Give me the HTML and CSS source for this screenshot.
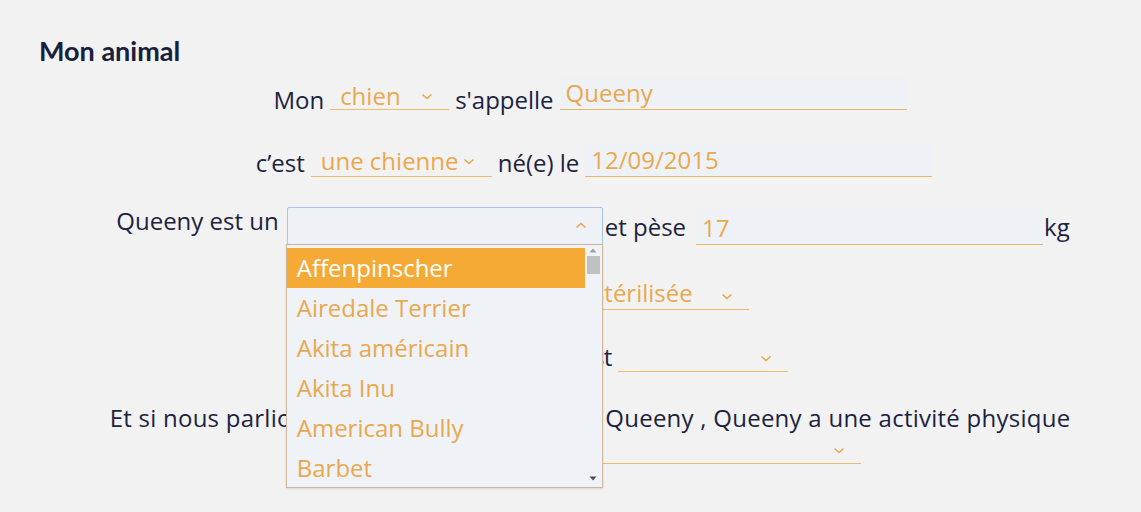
FILE: index.html
```html
<!DOCTYPE html>
<html lang="fr">
<head>
    <meta charset="UTF-8">
    <title>Mon animal</title>
    <link rel="stylesheet" href="styles.css">
</head>
<body>
    <div class="page">
        <h2 class="title">Mon animal</h2>

        <div class="form">
            <div class="row r1">
                <span class="lbl">Mon</span>
                <span class="pick w-chien">chien
                    <svg class="chev" viewBox="0 0 12 7"><path d="M1.5 1.5l4.5 4 4.5-4"/></svg>
                </span>
                <span class="lbl">s'appelle</span>
                <span class="field">Queeny</span>
            </div>

            <div class="row r2">
                <span class="lbl">c’est</span>
                <span class="pick w-sexe">une chienne
                    <svg class="chev" viewBox="0 0 12 7"><path d="M1.5 1.5l4.5 4 4.5-4"/></svg>
                </span>
                <span class="lbl">né(e) le</span>
                <span class="field">12/09/2015</span>
            </div>

            <div class="row r3">
                <span class="lbl raise">Queeny est un</span>
                <!-- liste des races ouverte -->
                <span class="pick open">
                    <svg class="chev" viewBox="0 0 12 7"><path d="M1.5 5.5l4.5-4 4.5 4"/></svg>
                    <span class="listbox">
                        <span class="opts">
                            <span class="opt selected">Affenpinscher</span>
                            <span class="opt">Airedale Terrier</span>
                            <span class="opt">Akita américain</span>
                            <span class="opt">Akita Inu</span>
                            <span class="opt">American Bully</span>
                            <span class="opt">Barbet</span>
                        </span>
                        <span class="sb">
                            <svg class="sb-arrow" viewBox="0 0 8 5"><path d="M4 0.5L7.5 4.5H0.5z"/></svg>
                            <span class="sb-thumb"></span>
                            <span class="sb-track"></span>
                            <svg class="sb-arrow" viewBox="0 0 8 5"><path d="M0.5 0.5H7.5L4 4.5z"/></svg>
                        </span>
                    </span>
                </span>
                <span class="lbl lift poids">et pèse</span>
                <span class="field">17</span>
                <span class="lbl lift unit">kg</span>
            </div>

            <div class="row r4">
                <span class="lbl">Queeny est</span>
                <span class="pick w-steril">stérilisée
                    <svg class="chev" viewBox="0 0 12 7"><path d="M1.5 1.5l4.5 4 4.5-4"/></svg>
                </span>
            </div>

            <div class="row r5">
                <span class="lbl narrow">Son alimentation est</span>
                <span class="pick w-alim">
                    <svg class="chev" viewBox="0 0 12 7"><path d="M1.5 1.5l4.5 4 4.5-4"/></svg>
                </span>
            </div>

            <div class="row r6">
                <span class="lbl wide">Et si nous parlions un peu plus de santé de Queeny , Queeny a une activité physique</span>
            </div>
            <div class="row r7">
                <span class="pick w-activite">
                    <svg class="chev" viewBox="0 0 12 7"><path d="M1.5 1.5l4.5 4 4.5-4"/></svg>
                </span>
            </div>
        </div>
    </div>
</body>
</html>
```

FILE: styles.css
```css
* {
    box-sizing: border-box;
}

html, body {
    min-height: 100%;
}

body {
    margin: 0;
    min-height: 512px;
    background-color: #f2f2f2;
    font-family: "Open Sans", "Noto Sans", sans-serif;
    color: #1c2340;
}

.page {
    padding: 35px 0 60px 39px;
}

.title {
    margin: 0;
    font-family: Lato, "Open Sans", sans-serif;
    font-weight: 700;
    font-size: 27px;
    line-height: 32px;
    color: #17203c;
}

.form {
    display: flex;
    flex-direction: column;
    margin-top: 11px;
}

.row {
    display: flex;
    justify-content: center;
    align-items: flex-end;
    gap: 6px;
}

/* espacement vertical des lignes */
.r2 { margin-top: 33px; padding-left: 8px; }
.r3 { margin-top: 30px; padding-left: 6px; }
.r4 { margin-top: 33px; }
.r5 { margin-top: 30px; }
.r6 { margin-top: 34px; }
.r7 { margin-top: 2px; }

.lbl {
    font-size: 24px;
    line-height: 24px;
    white-space: nowrap;
}

.r1 .lbl {
    margin-bottom: -2px;
}

.r2 .lbl {
    margin-bottom: 2px;
}

.r5 .lbl {
    margin-bottom: 3px;
}

.lbl.raise {
    margin-right: 2px;
    margin-bottom: 12px;
}

.lbl.lift {
    margin-bottom: 6px;
}

.lbl.poids {
    margin-left: -4px;
    margin-right: 4px;
}

.lbl.unit {
    margin-left: -5px;
}

.lbl.narrow {
    letter-spacing: -0.5px;
}

.lbl.wide {
    letter-spacing: 0.25px;
}

/* champs "select" soulignés */
.pick {
    position: relative;
    display: flex;
    align-items: flex-end;
    height: 32px;
    padding: 0 0 1px 10px;
    border-bottom: 1px solid #edbb6c;
    color: #eaa84e;
    font-size: 24px;
    line-height: 24px;
    white-space: nowrap;
}

.chev {
    position: absolute;
    right: 16px;
    top: 15px;
    width: 12px;
    height: 7px;
    fill: none;
    stroke: #eaa84e;
    stroke-width: 1.6;
}

.w-chien { width: 119px; }
.w-sexe { width: 181px; }
.w-steril { width: 185px; padding-left: 29px; }
.w-alim { width: 170px; }
.w-activite { width: 542px; }

.w-sexe .chev {
    right: 17px;
    top: 15px;
}

.r2 .pick,
.r2 .field {
    height: 34px;
}

.r2 .pick {
    padding-bottom: 3px;
}

.r4 .pick {
    padding-bottom: 4px;
}

/* champ texte */
.field {
    display: flex;
    align-items: flex-end;
    width: 347px;
    height: 32px;
    padding: 0 6px 4px;
    background-color: #eef2f6;
    border-bottom: 1px solid #e8b664;
    color: #eaa84e;
    font-size: 24px;
    line-height: 24px;
}

.r3 .field {
    height: 36px;
}

/* liste ouverte */
.pick.open {
    width: 316px;
    height: 38px;
    padding: 0;
    border: 1px solid #a9c3e6;
    border-radius: 2px;
    background-color: #eef2f6;
}

.pick.open .chev {
    right: 15px;
    top: 14px;
}

.listbox {
    position: absolute;
    top: 36px;
    left: -2px;
    z-index: 2;
    display: flex;
    width: 317px;
    height: 244px;
    border: 1px solid #cdb89d;
    background-color: #eff3f7;
    box-shadow: 0 1px 2px rgba(0, 0, 0, 0.12);
    overflow: hidden;
}

.opts {
    display: flex;
    flex-direction: column;
    flex: 1;
    padding-top: 3px;
}

.opt {
    flex: none;
    height: 40px;
    padding-left: 10px;
    line-height: 40px;
    color: #eaa84e;
}

.opt.selected {
    background-color: #f4aa35;
    color: #fff;
}

.sb {
    display: flex;
    flex-direction: column;
    align-items: center;
    width: 17px;
    padding: 1px 0 4px;
}

.sb-arrow {
    flex: none;
    width: 8px;
    height: 5px;
    margin: 2px 0;
    fill: #a0a0a0;
}

.sb-arrow:last-child {
    fill: #505050;
}

.sb-thumb {
    flex: none;
    width: 13px;
    height: 18px;
    margin-top: 1px;
    background-color: #c1c1c1;
}

.sb-track {
    flex: 1;
}
```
##############################
TASK DESCRIPTION:
Except for the pictures, give all the material above again verbatim.

SOLUTION TO THE PROBLEM:
Give me the HTML and CSS source for this screenshot.
FILE: index.html
```html
<!DOCTYPE html>
<html lang="fr">
<head>
    <meta charset="UTF-8">
    <title>Mon animal</title>
    <link rel="stylesheet" href="styles.css">
</head>
<body>
    <div class="page">
        <h2 class="title">Mon animal</h2>

        <div class="form">
            <div class="row r1">
                <span class="lbl">Mon</span>
                <span class="pick w-chien">chien
                    <svg class="chev" viewBox="0 0 12 7"><path d="M1.5 1.5l4.5 4 4.5-4"/></svg>
                </span>
                <span class="lbl">s'appelle</span>
                <span class="field">Queeny</span>
            </div>

            <div class="row r2">
                <span class="lbl">c’est</span>
                <span class="pick w-sexe">une chienne
                    <svg class="chev" viewBox="0 0 12 7"><path d="M1.5 1.5l4.5 4 4.5-4"/></svg>
                </span>
                <span class="lbl">né(e) le</span>
                <span class="field">12/09/2015</span>
            </div>

            <div class="row r3">
                <span class="lbl raise">Queeny est un</span>
                <!-- liste des races ouverte -->
                <span class="pick open">
                    <svg class="chev" viewBox="0 0 12 7"><path d="M1.5 5.5l4.5-4 4.5 4"/></svg>
                    <span class="listbox">
                        <span class="opts">
                            <span class="opt selected">Affenpinscher</span>
                            <span class="opt">Airedale Terrier</span>
                            <span class="opt">Akita américain</span>
                            <span class="opt">Akita Inu</span>
                            <span class="opt">American Bully</span>
                            <span class="opt">Barbet</span>
                        </span>
                        <span class="sb">
                            <svg class="sb-arrow" viewBox="0 0 8 5"><path d="M4 0.5L7.5 4.5H0.5z"/></svg>
                            <span class="sb-thumb"></span>
                            <span class="sb-track"></span>
                            <svg class="sb-arrow" viewBox="0 0 8 5"><path d="M0.5 0.5H7.5L4 4.5z"/></svg>
                        </span>
                    </span>
                </span>
                <span class="lbl lift poids">et pèse</span>
                <span class="field">17</span>
                <span class="lbl lift unit">kg</span>
            </div>

            <div class="row r4">
                <span class="lbl">Queeny est</span>
                <span class="pick w-steril">stérilisée
                    <svg class="chev" viewBox="0 0 12 7"><path d="M1.5 1.5l4.5 4 4.5-4"/></svg>
                </span>
            </div>

            <div class="row r5">
                <span class="lbl narrow">Son alimentation est</span>
                <span class="pick w-alim">
                    <svg class="chev" viewBox="0 0 12 7"><path d="M1.5 1.5l4.5 4 4.5-4"/></svg>
                </span>
            </div>

            <div class="row r6">
                <span class="lbl wide">Et si nous parlions un peu plus de santé de Queeny , Queeny a une activité physique</span>
            </div>
            <div class="row r7">
                <span class="pick w-activite">
                    <svg class="chev" viewBox="0 0 12 7"><path d="M1.5 1.5l4.5 4 4.5-4"/></svg>
                </span>
            </div>
        </div>
    </div>
</body>
</html>
```

FILE: styles.css
```css
* {
    box-sizing: border-box;
}

html, body {
    min-height: 100%;
}

body {
    margin: 0;
    min-height: 512px;
    background-color: #f2f2f2;
    font-family: "Open Sans", "Noto Sans", sans-serif;
    color: #1c2340;
}

.page {
    padding: 35px 0 60px 39px;
}

.title {
    margin: 0;
    font-family: Lato, "Open Sans", sans-serif;
    font-weight: 700;
    font-size: 27px;
    line-height: 32px;
    color: #17203c;
}

.form {
    display: flex;
    flex-direction: column;
    margin-top: 11px;
}

.row {
    display: flex;
    justify-content: center;
    align-items: flex-end;
    gap: 6px;
}

/* espacement vertical des lignes */
.r2 { margin-top: 33px; padding-left: 8px; }
.r3 { margin-top: 30px; padding-left: 6px; }
.r4 { margin-top: 33px; }
.r5 { margin-top: 30px; }
.r6 { margin-top: 34px; }
.r7 { margin-top: 2px; }

.lbl {
    font-size: 24px;
    line-height: 24px;
    white-space: nowrap;
}

.r1 .lbl {
    margin-bottom: -2px;
}

.r2 .lbl {
    margin-bottom: 2px;
}

.r5 .lbl {
    margin-bottom: 3px;
}

.lbl.raise {
    margin-right: 2px;
    margin-bottom: 12px;
}

.lbl.lift {
    margin-bottom: 6px;
}

.lbl.poids {
    margin-left: -4px;
    margin-right: 4px;
}

.lbl.unit {
    margin-left: -5px;
}

.lbl.narrow {
    letter-spacing: -0.5px;
}

.lbl.wide {
    letter-spacing: 0.25px;
}

/* champs "select" soulignés */
.pick {
    position: relative;
    display: flex;
    align-items: flex-end;
    height: 32px;
    padding: 0 0 1px 10px;
    border-bottom: 1px solid #edbb6c;
    color: #eaa84e;
    font-size: 24px;
    line-height: 24px;
    white-space: nowrap;
}

.chev {
    position: absolute;
    right: 16px;
    top: 15px;
    width: 12px;
    height: 7px;
    fill: none;
    stroke: #eaa84e;
    stroke-width: 1.6;
}

.w-chien { width: 119px; }
.w-sexe { width: 181px; }
.w-steril { width: 185px; padding-left: 29px; }
.w-alim { width: 170px; }
.w-activite { width: 542px; }

.w-sexe .chev {
    right: 17px;
    top: 15px;
}

.r2 .pick,
.r2 .field {
    height: 34px;
}

.r2 .pick {
    padding-bottom: 3px;
}

.r4 .pick {
    padding-bottom: 4px;
}

/* champ texte */
.field {
    display: flex;
    align-items: flex-end;
    width: 347px;
    height: 32px;
    padding: 0 6px 4px;
    background-color: #eef2f6;
    border-bottom: 1px solid #e8b664;
    color: #eaa84e;
    font-size: 24px;
    line-height: 24px;
}

.r3 .field {
    height: 36px;
}

/* liste ouverte */
.pick.open {
    width: 316px;
    height: 38px;
    padding: 0;
    border: 1px solid #a9c3e6;
    border-radius: 2px;
    background-color: #eef2f6;
}

.pick.open .chev {
    right: 15px;
    top: 14px;
}

.listbox {
    position: absolute;
    top: 36px;
    left: -2px;
    z-index: 2;
    display: flex;
    width: 317px;
    height: 244px;
    border: 1px solid #cdb89d;
    background-color: #eff3f7;
    box-shadow: 0 1px 2px rgba(0, 0, 0, 0.12);
    overflow: hidden;
}

.opts {
    display: flex;
    flex-direction: column;
    flex: 1;
    padding-top: 3px;
}

.opt {
    flex: none;
    height: 40px;
    padding-left: 10px;
    line-height: 40px;
    color: #eaa84e;
}

.opt.selected {
    background-color: #f4aa35;
    color: #fff;
}

.sb {
    display: flex;
    flex-direction: column;
    align-items: center;
    width: 17px;
    padding: 1px 0 4px;
}

.sb-arrow {
    flex: none;
    width: 8px;
    height: 5px;
    margin: 2px 0;
    fill: #a0a0a0;
}

.sb-arrow:last-child {
    fill: #505050;
}

.sb-thumb {
    flex: none;
    width: 13px;
    height: 18px;
    margin-top: 1px;
    background-color: #c1c1c1;
}

.sb-track {
    flex: 1;
}
```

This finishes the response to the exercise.